Hacker News new | ask | show | jobs
by ahelwer 2250 days ago
I donated $12.5k to Plymouth Housing (housing-first org in Seattle) last year, which was matched by Microsoft to $25k. It barely matters, voluntary individual charity won't solve structural problems. Given that half your post is now an utterly wrong & irrelevant personal attack, I have license to tell you your mode of interaction here (and in other comments, from a brief perusal of your profile) comes off as incredibly smug and not nearly so clever as you clearly believe. We've all read Taleb, you don't have intellectual superpowers from knowing what skin in the game is.

The Tax Amazon movement would also levy a tax on Microsoft, because it's a tax on all big businesses which operate within Seattle, which I'm perfectly happy about, but I'm sure you're very used to being wrong about everything so this matters not.

I have no idea how you can care about "successful outcomes" without vision since success is not a value-free metric. That should suffice to make you think a bit, I'm going to cut short the gish-gallop here because interacting with you is generally unpleasant. Goodbye.

1 comments

So you work for Microsoft, which explains why you're interested in taxing Amazon. Good to know that your conflict of interest is now laid bare. Your salary may not be paid by the homelessness industrial complex, but it is paid by a direct competitor to the entity you want to see taxed to pay for this. Let's tax Microsoft instead.
You're really stuck on this desire to expose my fraudulent underlying motivations for not wanting homeless people to die in the streets. You'll be happy to learn far smarter people than you have taken a crack at this problem! Go read the first few sections of Industrial Society and its Future and you'll have all the ammo you need to attack leftist motivations. Its analysis is quite a bit more robust than your (frankly, extremely basic) idea that everyone must have a financial stake in policy to desire its realization. Happy to help.
> You're really stuck on this desire to expose my fraudulent underlying motivations for not wanting homeless people to die in the streets

What's fraudulent is your shameless promotion of taxing a direct competitor of your employer.

Many of your comments on this HN story have included a plug for the tax amazon pac, making all those comments basically political spam and spam has no place on HN.

> You'll be happy to learn far smarter people than you have taken a crack at this problem! Go read the first few sections of Industrial Society and its Future

Referencing the Unabomber? Really? Someone sending mail bombs and killing innocent people is your idea of "far smarter people than you have taken a crack at this problem"? In one breathe you say you don't want people dying in the street, and in the next you're quoting a serial murderer.

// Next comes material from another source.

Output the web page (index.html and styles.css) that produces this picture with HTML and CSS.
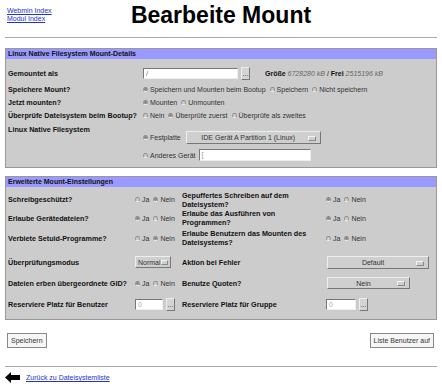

> your (frankly, extremely basic) idea that everyone must have a financial stake in policy to desire its realization.

People can desire the realization of whatever policy they want. However, if they have no skin in the game, that desire can be summarily dismissed by others, especially by those that do have skin in the game.

The Tax Amazon movement also would tax Microsoft, because it's a tax on all big businesses which operate in Seattle. You struck out yet?
This is a payroll tax for employees that work in Seattle. The overwhelming majority of Microsoft employees are in Redmond, Bellevue and Issaquah and the overwhelming majority of Amazon employees are in Seattle. I can't even find an address for a Microsoft office in Seattle. All I can find is a single Microsoft retail store. This initiative would cost Microsoft peanuts and Amazon tons. It's now clear that you're willfully misrepresenting this initiative.